By the way, Notify response times might be long as Notify is used to notify a client if a change has been made to a file or directory. See https://wiki.wireshark.org/SMB2/Notify
Can you confirm that the client application connects to the database using named pipes? If you are not sure, check to see if there is any traffic in your trace between the client and port 1433 on your server with the filter expression:
ip.addr==the_client_ip_address and tcp.port=1433
TCP port 1433 is the default port number for Microsoft SQL Server. Although it can be set to a different value and so you might want to check with whoever supports the database.
Sorry to keep asking dumb questions but I don’t want to send you off on a wild goose chase.
Hi PaulOfford
In the tracefile I see at lot of traffic between the client and the serve on port 1433. 80% of the packages in the trace is that, when I filter with the filet you wrote.

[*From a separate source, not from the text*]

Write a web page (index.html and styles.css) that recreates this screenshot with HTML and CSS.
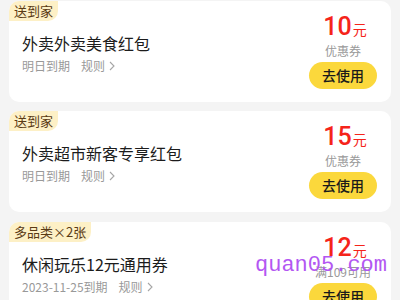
FILE: index.html
```html
<!DOCTYPE html>
<html lang="zh">
<head>
<meta charset="utf-8">
<link rel="stylesheet" href="styles.css">
</head>
<body>
<div class="list">
  <div class="card">
    <div class="left">
      <span class="tag">送到家</span>
      <div class="title">外卖外卖美食红包</div>
      <div class="meta"><span>明日到期</span><span class="rule">规则<svg class="chev" width="6" height="10" viewBox="0 0 6 10"><path d="M1 1l4 4-4 4" fill="none" stroke="#a6a6a6" stroke-width="1.1"/></svg></span></div>
    </div>
    <div class="right">
      <div class="amount"><span class="num">10</span><span class="unit">元</span></div>
      <div class="label">优惠券</div>
      <div class="btn">去使用</div>
    </div>
  </div>
  <div class="card">
    <div class="left">
      <span class="tag">送到家</span>
      <div class="title">外卖超市新客专享红包</div>
      <div class="meta"><span>明日到期</span><span class="rule">规则<svg class="chev" width="6" height="10" viewBox="0 0 6 10"><path d="M1 1l4 4-4 4" fill="none" stroke="#a6a6a6" stroke-width="1.1"/></svg></span></div>
    </div>
    <div class="right">
      <div class="amount"><span class="num">15</span><span class="unit">元</span></div>
      <div class="label">优惠券</div>
      <div class="btn">去使用</div>
    </div>
  </div>
  <div class="card card3">
    <div class="left">
      <span class="tag">多品类×2张</span>
      <div class="title">休闲玩乐12元通用券</div>
      <div class="meta"><span>2023-11-25到期</span><span class="rule">规则<svg class="chev" width="6" height="10" viewBox="0 0 6 10"><path d="M1 1l4 4-4 4" fill="none" stroke="#a6a6a6" stroke-width="1.1"/></svg></span></div>
    </div>
    <div class="right">
      <div class="amount"><span class="num">12</span><span class="unit">元</span></div>
      <div class="label">满109可用</div>
      <div class="btn">去使用</div>
    </div>
  </div>
</div>
<div class="watermark">quan05.com</div>
</body>
</html>
```
FILE: styles.css
```css
html, body {
  margin: 0;
  padding: 0;
  background: #f4f4f4;
  overflow: hidden;
}
body {
  width: 400px;
  height: 300px;
  position: relative;
  font-family: "Noto Sans CJK SC", "Noto Sans", sans-serif;
}
.list {
  display: flex;
  flex-direction: column;
  gap: 9px;
  padding: 1px 9px 0 9px;
}
.card {
  background: #fff;
  border-radius: 10px;
  height: 101px;
  display: flex;
  justify-content: space-between;
  flex-shrink: 0;
}
.card3 {
  margin-top: 1px;
}
.left {
  display: flex;
  flex-direction: column;
  align-items: flex-start;
}
.tag {
  display: block;
  height: 20px;
  line-height: 20px;
  padding: 0 5px;
  font-size: 13px;
  color: #5a3a14;
  background: #fdf0c6;
  border-radius: 10px 0 10px 0;
}
.title {
  margin: 11px 0 0 13px;
  font-size: 16px;
  line-height: 22px;
  color: #1c1c1c;
}
.meta {
  margin: 4px 0 0 13px;
  font-size: 12px;
  line-height: 16px;
  color: #999;
  display: flex;
  gap: 11px;
}
.rule {
  display: flex;
  align-items: center;
  gap: 4px;
}
.chev {
  display: block;
}
.right {
  width: 68px;
  margin-right: 14px;
  padding-top: 12px;
  display: flex;
  flex-direction: column;
  align-items: center;
}
.amount {
  height: 28px;
  line-height: 28px;
  color: #f5241a;
  white-space: nowrap;
  margin-left: 4px;
}
.num {
  font-family: "Roboto", "Liberation Sans", sans-serif;
  font-size: 25px;
  font-weight: 500;
}
.unit {
  font-size: 14px;
  margin-left: 1px;
}
.label {
  margin-top: 2px;
  font-size: 12px;
  line-height: 16px;
  color: #999;
  white-space: nowrap;
}
.btn {
  margin-top: 3px;
  width: 68px;
  height: 27px;
  line-height: 27px;
  border-radius: 14px;
  background: #fbd83c;
  text-align: center;
  font-size: 14px;
  font-weight: 500;
  color: #1a1a1a;
}
.watermark {
  position: absolute;
  left: 255px;
  top: 254px;
  font-family: "Liberation Mono", "DejaVu Sans Mono", monospace;
  font-size: 22px;
  line-height: 24px;
  color: #b357f2;
}
```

Does this graph say anything.
no. sorry.
It has answered the question I had. So, although your client application may use SMB file services, the connection to the database is via TDS/TCP.
You say in the title that the application crashes. Do you literally mean that? Does it throw an exception, dump and then exit? Or do you get an error message? If so, what’s the message and have you determined what it means?